Wednesday, September 14, 2011

The New 14-26

Since I can actually post on the week of a batch of new number ones coming out I thought it might be fun to rundown all the new comics and give my general expectations for them (and yes, I am at least trying all the new comics). While it may be Wednesday here, that doesn't mean I can read my comics early. You all will probably see them long before I will.

Batman and Robin #1: Since the Batman world wasn't much upset by the relaunch, I don't anticipate seeing much of a change in the quality of Batman and Robin. Tomasi can still write, and we all know Patrick Gleason can draw. The big question is whether or not father and son will work well as Batman and Robin.

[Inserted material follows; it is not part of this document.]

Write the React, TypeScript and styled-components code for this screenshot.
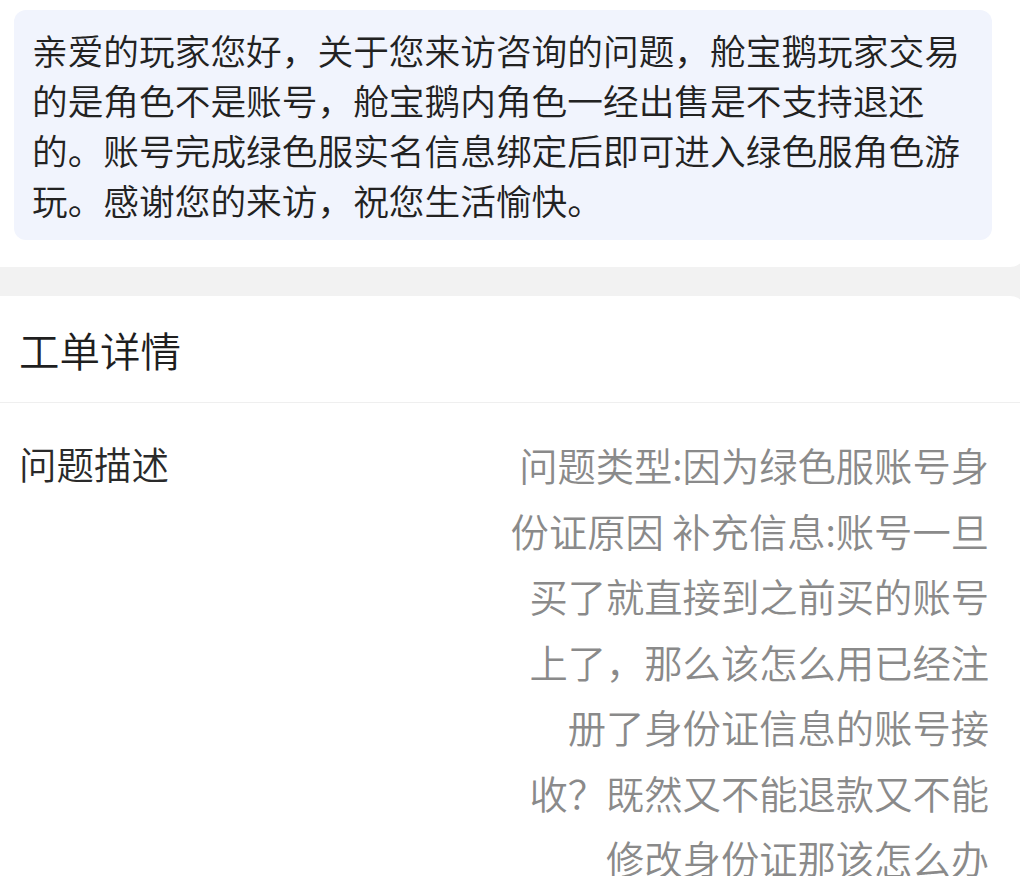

Batwoman #1: Many people have been waiting for this book for a long time. Assuming it keeps up with the pretty art and brings along a decent story to go with it, Batwoman should do fine.

Deathstroke #1: I can already tell you that I probably won't stick with this one for every long. I've never been a big fan of Deathstroke, even as an "anti-hero." I understand why they're giving the book a shot, and I applaud them for continuing to try and diversify their offerings. If nothing else, Joe Bennett can also draw.

Demon Knights #1: This is one of the new books I've been most excited about. I love the idea of exploring the DCU in different times and places, and when better than Medieval Europe? If Paul Cornell brings his a-game this will be a fantastic book.

Frankenstein #1: I love Lemire's Flashpoint Frankenstein mini, but the preview for Agent of S. H. A. D. E. makes me wary. We're not being given the same characters and the art isn't half as good. But Lemire usually seems to know what he's doing, and I'll still give it a try.

Green Lantern #1: See Batman and Robin above. DC does seem to be operating on a "if it ain't broke, don't fix it" philosophy. (and what does that tell us about everything outside of the Batman and GL books?) Geoff Johns' Green Lantern saga continues, for better or worse.

Grifter #1: This book is one of the biggest wild cards for me. I don't know anything about the character or the writer. So all I know is that the book will be beautiful. Funnily enough, this sense of not knowing makes me pretty excited to read this book. As well as I know the DCU, that's a rare experience.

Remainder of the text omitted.